▸ **Exercise description**
Quote, verbatim, all material below, without pictures.
+++ Material for this exercise
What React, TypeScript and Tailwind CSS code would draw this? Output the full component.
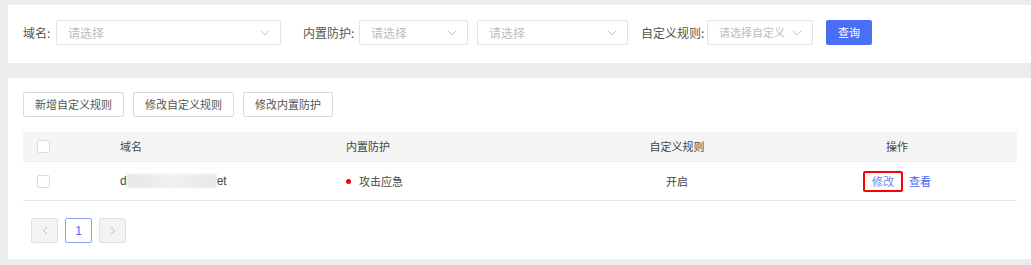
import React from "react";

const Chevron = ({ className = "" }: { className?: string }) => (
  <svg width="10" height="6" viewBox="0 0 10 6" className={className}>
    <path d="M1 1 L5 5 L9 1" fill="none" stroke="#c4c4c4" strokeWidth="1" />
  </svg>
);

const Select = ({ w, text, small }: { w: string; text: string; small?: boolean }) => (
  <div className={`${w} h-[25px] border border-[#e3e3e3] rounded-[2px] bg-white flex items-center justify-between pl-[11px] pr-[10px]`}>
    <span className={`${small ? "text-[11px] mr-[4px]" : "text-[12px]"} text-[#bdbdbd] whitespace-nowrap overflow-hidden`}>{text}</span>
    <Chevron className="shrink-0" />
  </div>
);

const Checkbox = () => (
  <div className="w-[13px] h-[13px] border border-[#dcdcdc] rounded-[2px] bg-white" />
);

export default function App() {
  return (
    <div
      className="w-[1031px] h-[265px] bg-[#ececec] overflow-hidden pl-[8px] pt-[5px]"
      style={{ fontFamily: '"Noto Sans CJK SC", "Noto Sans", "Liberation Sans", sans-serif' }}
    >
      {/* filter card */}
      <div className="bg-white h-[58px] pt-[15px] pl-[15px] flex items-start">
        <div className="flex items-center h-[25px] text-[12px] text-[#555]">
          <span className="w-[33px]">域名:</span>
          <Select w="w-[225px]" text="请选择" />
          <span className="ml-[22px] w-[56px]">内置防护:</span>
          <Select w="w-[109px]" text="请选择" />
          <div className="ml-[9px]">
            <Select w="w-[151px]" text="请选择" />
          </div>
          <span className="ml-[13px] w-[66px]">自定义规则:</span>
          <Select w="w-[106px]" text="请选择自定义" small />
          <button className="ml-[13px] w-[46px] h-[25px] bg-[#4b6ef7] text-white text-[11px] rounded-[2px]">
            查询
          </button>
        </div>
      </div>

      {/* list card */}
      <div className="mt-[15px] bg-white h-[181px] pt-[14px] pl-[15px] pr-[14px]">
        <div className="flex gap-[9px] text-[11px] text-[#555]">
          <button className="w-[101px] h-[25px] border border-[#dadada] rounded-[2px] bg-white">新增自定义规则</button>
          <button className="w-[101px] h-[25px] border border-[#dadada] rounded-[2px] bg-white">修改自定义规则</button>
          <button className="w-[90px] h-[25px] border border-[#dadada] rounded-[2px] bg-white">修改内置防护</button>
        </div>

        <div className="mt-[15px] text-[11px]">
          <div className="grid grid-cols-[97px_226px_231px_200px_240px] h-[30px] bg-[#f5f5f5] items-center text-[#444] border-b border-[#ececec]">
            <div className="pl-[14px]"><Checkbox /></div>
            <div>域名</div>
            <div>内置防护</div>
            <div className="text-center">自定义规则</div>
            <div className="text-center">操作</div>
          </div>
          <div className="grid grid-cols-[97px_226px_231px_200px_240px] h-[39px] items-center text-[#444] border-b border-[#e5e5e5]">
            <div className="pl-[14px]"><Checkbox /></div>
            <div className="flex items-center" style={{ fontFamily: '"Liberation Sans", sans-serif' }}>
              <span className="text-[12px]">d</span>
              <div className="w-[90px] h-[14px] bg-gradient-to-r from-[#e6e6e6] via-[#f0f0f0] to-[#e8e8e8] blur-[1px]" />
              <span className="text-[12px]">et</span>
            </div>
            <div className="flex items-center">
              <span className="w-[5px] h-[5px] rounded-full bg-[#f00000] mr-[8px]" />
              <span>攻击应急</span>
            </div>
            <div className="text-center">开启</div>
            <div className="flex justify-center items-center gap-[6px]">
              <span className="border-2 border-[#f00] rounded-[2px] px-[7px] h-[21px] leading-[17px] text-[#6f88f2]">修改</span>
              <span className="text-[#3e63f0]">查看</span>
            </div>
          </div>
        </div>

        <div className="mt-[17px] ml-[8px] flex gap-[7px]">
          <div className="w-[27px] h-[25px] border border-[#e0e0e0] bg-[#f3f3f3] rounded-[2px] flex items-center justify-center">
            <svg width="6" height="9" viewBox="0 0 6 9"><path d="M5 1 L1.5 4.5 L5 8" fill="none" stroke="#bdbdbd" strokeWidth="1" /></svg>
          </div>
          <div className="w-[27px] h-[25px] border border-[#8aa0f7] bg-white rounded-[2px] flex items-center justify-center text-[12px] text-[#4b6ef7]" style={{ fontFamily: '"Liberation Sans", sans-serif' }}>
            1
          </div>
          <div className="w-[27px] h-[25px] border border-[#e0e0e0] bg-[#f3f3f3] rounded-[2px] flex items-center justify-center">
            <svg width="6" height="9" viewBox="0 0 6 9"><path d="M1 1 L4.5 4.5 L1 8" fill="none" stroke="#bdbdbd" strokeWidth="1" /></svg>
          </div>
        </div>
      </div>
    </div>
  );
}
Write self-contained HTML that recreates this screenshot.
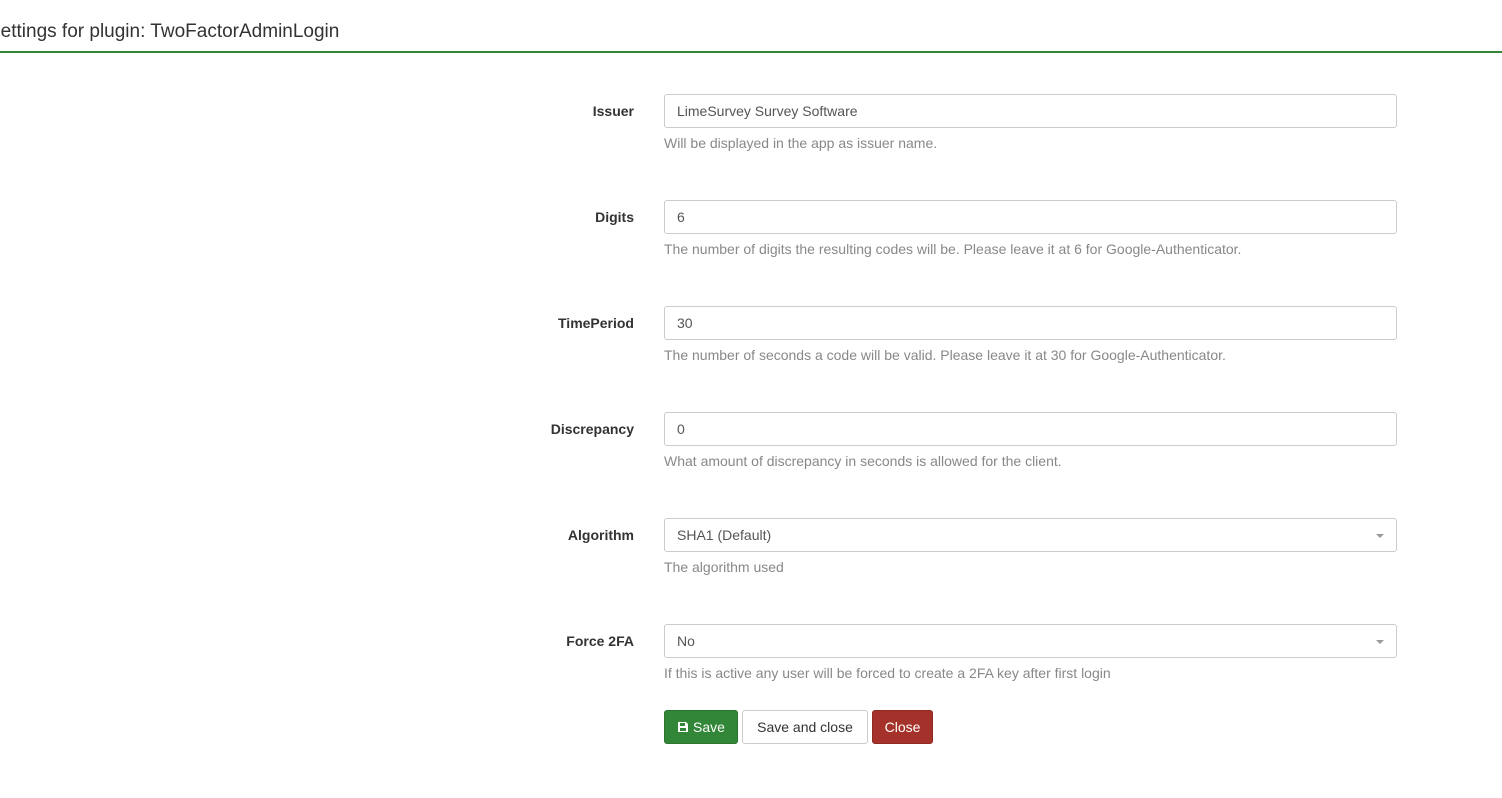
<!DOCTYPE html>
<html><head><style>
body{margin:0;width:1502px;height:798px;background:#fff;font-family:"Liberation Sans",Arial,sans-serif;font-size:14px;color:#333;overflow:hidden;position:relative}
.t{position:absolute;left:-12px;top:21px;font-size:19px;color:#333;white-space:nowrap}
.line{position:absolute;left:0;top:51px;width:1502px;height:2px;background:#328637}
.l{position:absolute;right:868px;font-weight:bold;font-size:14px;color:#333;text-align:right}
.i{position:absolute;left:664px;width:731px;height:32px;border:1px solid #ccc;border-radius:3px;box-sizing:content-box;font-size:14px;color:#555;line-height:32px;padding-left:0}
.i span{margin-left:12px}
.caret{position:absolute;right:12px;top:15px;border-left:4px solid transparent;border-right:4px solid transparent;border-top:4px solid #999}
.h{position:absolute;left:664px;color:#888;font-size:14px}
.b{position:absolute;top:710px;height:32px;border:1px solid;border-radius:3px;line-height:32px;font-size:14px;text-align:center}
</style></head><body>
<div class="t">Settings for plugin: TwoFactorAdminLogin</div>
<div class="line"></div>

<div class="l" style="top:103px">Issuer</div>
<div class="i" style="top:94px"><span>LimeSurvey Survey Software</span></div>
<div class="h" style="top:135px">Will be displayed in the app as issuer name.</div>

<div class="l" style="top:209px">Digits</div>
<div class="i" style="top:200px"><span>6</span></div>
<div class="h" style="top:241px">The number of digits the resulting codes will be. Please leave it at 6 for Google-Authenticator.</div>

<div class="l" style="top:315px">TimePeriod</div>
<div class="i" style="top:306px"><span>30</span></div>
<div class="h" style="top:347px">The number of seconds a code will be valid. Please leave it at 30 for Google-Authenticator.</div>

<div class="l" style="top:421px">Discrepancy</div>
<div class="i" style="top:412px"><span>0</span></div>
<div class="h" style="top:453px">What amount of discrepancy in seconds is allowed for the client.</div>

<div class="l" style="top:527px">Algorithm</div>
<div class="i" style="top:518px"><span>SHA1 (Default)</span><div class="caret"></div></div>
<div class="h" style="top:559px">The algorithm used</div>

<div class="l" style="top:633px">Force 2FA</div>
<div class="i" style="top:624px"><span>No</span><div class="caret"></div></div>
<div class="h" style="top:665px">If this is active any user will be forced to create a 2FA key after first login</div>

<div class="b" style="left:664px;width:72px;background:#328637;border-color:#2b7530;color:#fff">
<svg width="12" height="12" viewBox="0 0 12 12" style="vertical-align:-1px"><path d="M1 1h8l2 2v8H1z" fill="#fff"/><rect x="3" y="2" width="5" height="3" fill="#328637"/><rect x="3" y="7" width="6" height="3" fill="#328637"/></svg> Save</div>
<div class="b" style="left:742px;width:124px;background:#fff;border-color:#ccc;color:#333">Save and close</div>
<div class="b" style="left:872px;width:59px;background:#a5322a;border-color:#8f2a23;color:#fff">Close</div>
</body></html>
++++++
▸ **Answer for this exercise**
What React, TypeScript and Tailwind CSS code would draw this? Output the full component.
import React from "react";

const Chevron = ({ className = "" }: { className?: string }) => (
  <svg width="10" height="6" viewBox="0 0 10 6" className={className}>
    <path d="M1 1 L5 5 L9 1" fill="none" stroke="#c4c4c4" strokeWidth="1" />
  </svg>
);

const Select = ({ w, text, small }: { w: string; text: string; small?: boolean }) => (
  <div className={`${w} h-[25px] border border-[#e3e3e3] rounded-[2px] bg-white flex items-center justify-between pl-[11px] pr-[10px]`}>
    <span className={`${small ? "text-[11px] mr-[4px]" : "text-[12px]"} text-[#bdbdbd] whitespace-nowrap overflow-hidden`}>{text}</span>
    <Chevron className="shrink-0" />
  </div>
);

const Checkbox = () => (
  <div className="w-[13px] h-[13px] border border-[#dcdcdc] rounded-[2px] bg-white" />
);

export default function App() {
  return (
    <div
      className="w-[1031px] h-[265px] bg-[#ececec] overflow-hidden pl-[8px] pt-[5px]"
      style={{ fontFamily: '"Noto Sans CJK SC", "Noto Sans", "Liberation Sans", sans-serif' }}
    >
      {/* filter card */}
      <div className="bg-white h-[58px] pt-[15px] pl-[15px] flex items-start">
        <div className="flex items-center h-[25px] text-[12px] text-[#555]">
          <span className="w-[33px]">域名:</span>
          <Select w="w-[225px]" text="请选择" />
          <span className="ml-[22px] w-[56px]">内置防护:</span>
          <Select w="w-[109px]" text="请选择" />
          <div className="ml-[9px]">
            <Select w="w-[151px]" text="请选择" />
          </div>
          <span className="ml-[13px] w-[66px]">自定义规则:</span>
          <Select w="w-[106px]" text="请选择自定义" small />
          <button className="ml-[13px] w-[46px] h-[25px] bg-[#4b6ef7] text-white text-[11px] rounded-[2px]">
            查询
          </button>
        </div>
      </div>

      {/* list card */}
      <div className="mt-[15px] bg-white h-[181px] pt-[14px] pl-[15px] pr-[14px]">
        <div className="flex gap-[9px] text-[11px] text-[#555]">
          <button className="w-[101px] h-[25px] border border-[#dadada] rounded-[2px] bg-white">新增自定义规则</button>
          <button className="w-[101px] h-[25px] border border-[#dadada] rounded-[2px] bg-white">修改自定义规则</button>
          <button className="w-[90px] h-[25px] border border-[#dadada] rounded-[2px] bg-white">修改内置防护</button>
        </div>

        <div className="mt-[15px] text-[11px]">
          <div className="grid grid-cols-[97px_226px_231px_200px_240px] h-[30px] bg-[#f5f5f5] items-center text-[#444] border-b border-[#ececec]">
            <div className="pl-[14px]"><Checkbox /></div>
            <div>域名</div>
            <div>内置防护</div>
            <div className="text-center">自定义规则</div>
            <div className="text-center">操作</div>
          </div>
          <div className="grid grid-cols-[97px_226px_231px_200px_240px] h-[39px] items-center text-[#444] border-b border-[#e5e5e5]">
            <div className="pl-[14px]"><Checkbox /></div>
            <div className="flex items-center" style={{ fontFamily: '"Liberation Sans", sans-serif' }}>
              <span className="text-[12px]">d</span>
              <div className="w-[90px] h-[14px] bg-gradient-to-r from-[#e6e6e6] via-[#f0f0f0] to-[#e8e8e8] blur-[1px]" />
              <span className="text-[12px]">et</span>
            </div>
            <div className="flex items-center">
              <span className="w-[5px] h-[5px] rounded-full bg-[#f00000] mr-[8px]" />
              <span>攻击应急</span>
            </div>
            <div className="text-center">开启</div>
            <div className="flex justify-center items-center gap-[6px]">
              <span className="border-2 border-[#f00] rounded-[2px] px-[7px] h-[21px] leading-[17px] text-[#6f88f2]">修改</span>
              <span className="text-[#3e63f0]">查看</span>
            </div>
          </div>
        </div>

        <div className="mt-[17px] ml-[8px] flex gap-[7px]">
          <div className="w-[27px] h-[25px] border border-[#e0e0e0] bg-[#f3f3f3] rounded-[2px] flex items-center justify-center">
            <svg width="6" height="9" viewBox="0 0 6 9"><path d="M5 1 L1.5 4.5 L5 8" fill="none" stroke="#bdbdbd" strokeWidth="1" /></svg>
          </div>
          <div className="w-[27px] h-[25px] border border-[#8aa0f7] bg-white rounded-[2px] flex items-center justify-center text-[12px] text-[#4b6ef7]" style={{ fontFamily: '"Liberation Sans", sans-serif' }}>
            1
          </div>
          <div className="w-[27px] h-[25px] border border-[#e0e0e0] bg-[#f3f3f3] rounded-[2px] flex items-center justify-center">
            <svg width="6" height="9" viewBox="0 0 6 9"><path d="M1 1 L4.5 4.5 L1 8" fill="none" stroke="#bdbdbd" strokeWidth="1" /></svg>
          </div>
        </div>
      </div>
    </div>
  );
}
Write self-contained HTML that recreates this screenshot.
<!DOCTYPE html>
<html><head><style>
body{margin:0;width:1502px;height:798px;background:#fff;font-family:"Liberation Sans",Arial,sans-serif;font-size:14px;color:#333;overflow:hidden;position:relative}
.t{position:absolute;left:-12px;top:21px;font-size:19px;color:#333;white-space:nowrap}
.line{position:absolute;left:0;top:51px;width:1502px;height:2px;background:#328637}
.l{position:absolute;right:868px;font-weight:bold;font-size:14px;color:#333;text-align:right}
.i{position:absolute;left:664px;width:731px;height:32px;border:1px solid #ccc;border-radius:3px;box-sizing:content-box;font-size:14px;color:#555;line-height:32px;padding-left:0}
.i span{margin-left:12px}
.caret{position:absolute;right:12px;top:15px;border-left:4px solid transparent;border-right:4px solid transparent;border-top:4px solid #999}
.h{position:absolute;left:664px;color:#888;font-size:14px}
.b{position:absolute;top:710px;height:32px;border:1px solid;border-radius:3px;line-height:32px;font-size:14px;text-align:center}
</style></head><body>
<div class="t">Settings for plugin: TwoFactorAdminLogin</div>
<div class="line"></div>

<div class="l" style="top:103px">Issuer</div>
<div class="i" style="top:94px"><span>LimeSurvey Survey Software</span></div>
<div class="h" style="top:135px">Will be displayed in the app as issuer name.</div>

<div class="l" style="top:209px">Digits</div>
<div class="i" style="top:200px"><span>6</span></div>
<div class="h" style="top:241px">The number of digits the resulting codes will be. Please leave it at 6 for Google-Authenticator.</div>

<div class="l" style="top:315px">TimePeriod</div>
<div class="i" style="top:306px"><span>30</span></div>
<div class="h" style="top:347px">The number of seconds a code will be valid. Please leave it at 30 for Google-Authenticator.</div>

<div class="l" style="top:421px">Discrepancy</div>
<div class="i" style="top:412px"><span>0</span></div>
<div class="h" style="top:453px">What amount of discrepancy in seconds is allowed for the client.</div>

<div class="l" style="top:527px">Algorithm</div>
<div class="i" style="top:518px"><span>SHA1 (Default)</span><div class="caret"></div></div>
<div class="h" style="top:559px">The algorithm used</div>

<div class="l" style="top:633px">Force 2FA</div>
<div class="i" style="top:624px"><span>No</span><div class="caret"></div></div>
<div class="h" style="top:665px">If this is active any user will be forced to create a 2FA key after first login</div>

<div class="b" style="left:664px;width:72px;background:#328637;border-color:#2b7530;color:#fff">
<svg width="12" height="12" viewBox="0 0 12 12" style="vertical-align:-1px"><path d="M1 1h8l2 2v8H1z" fill="#fff"/><rect x="3" y="2" width="5" height="3" fill="#328637"/><rect x="3" y="7" width="6" height="3" fill="#328637"/></svg> Save</div>
<div class="b" style="left:742px;width:124px;background:#fff;border-color:#ccc;color:#333">Save and close</div>
<div class="b" style="left:872px;width:59px;background:#a5322a;border-color:#8f2a23;color:#fff">Close</div>
</body></html>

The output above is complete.